One-Quarter Continuing Resolution Fine, Full-Year Bad, NNSA Procurement Honcho Says

By ExchangeMonitor

Three months of frozen budgets is probably no big deal for the National Nuclear Security Administration and its portfolio of 21st-century weapons-production construction, but a year’s worth would be bad news, a senior official said recently.

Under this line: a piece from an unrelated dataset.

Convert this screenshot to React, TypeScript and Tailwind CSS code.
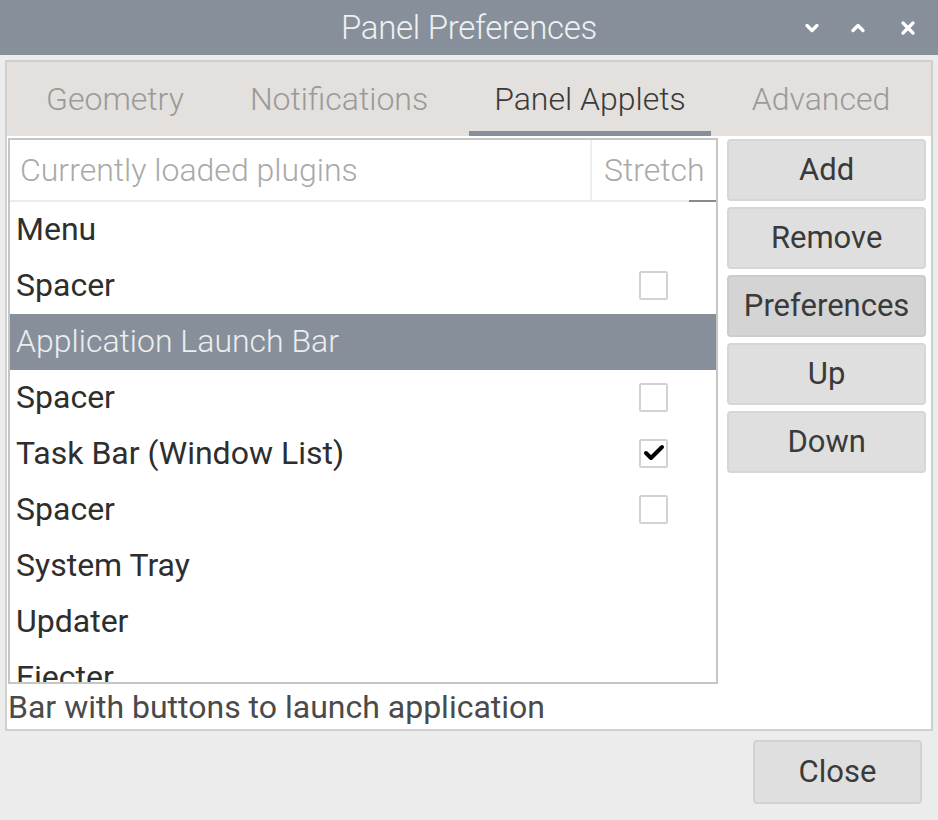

“We’re inoculated for a period of about a quarter,” Bob Raines, the National Nuclear Security Administration’s (NNSA) associate administrator for acquisition and project management, said at a webcast hosted Oct. 29 by the Mitchell Institute for Aerospace Studies and the Advanced Nuclear Weapons Alliance, a pair of D.C.-area on-government groups. “If it’s the whole year, we’ll be in trouble. We’re putting together an anomaly request of how we would like the Congress, even under a [continuing resolution] to realign funds.”

An anomaly is when an agency asks congressional appropriations committees for permission to spend money in a way other than current law allows. Congress sometimes packs anomalies into continuing resolutions, but more often, it does not.

The NNSA spends each summer and winter figuring out how to keep novel, long-term, multibillion-dollar construction and engineering projects funded on a year-to-year budget, and Congress routinely fails to heed those funding requests in a timely way, instead passing a short-term funding appropriations that extend the prior year’s budget into all or part of another fiscal year — whether the old budget is a good fit for the new year or not.

This year’s short-term stop-gap, or continuing resolution, stretched 2020 budgets into Dec. 11, or about a full fiscal quarter.

NNSA’s Production Modernization account gets badly shortchanged under a continuing resolution, compared with what the agency says it needs for this year. The account funds construction of infrastructure the agency will depend on to make nuclear-weapons primary and secondary stages for much of the rest of the 21st century.

NNSA requested nearly $2.5 billion for Production Modernization in 2021. The stopgap holds the many programs in the account to the annualized level of about $1.5 billion. Within the total, programs to make plutonium pits, fissile nuclear-weapon cores for primary stages, face shortfalls, compared with the request.

The NNSA is preparing to make pits for future W87-1 intercontinental ballistic warheads at the Los Alamos National Laboratory and the Savannah River Site. The continuing resolution shorts the more-urgently needed Los Alamos facilities, which NNSA wants to make war-usable pits starting in 2024, even more than the planned Savannah River facility, which NNSA wants to start casting pits in 2030.

NNSA sought some $840 for Los Alamos Plutonium Modernization in 2021 and gets the equivalent of $308 million under the continuing resolution. For the Savannah River pit plant, the NNSA asked for just over $440 million in 2021 and gets the equivalent of $410 million, under the stopgap.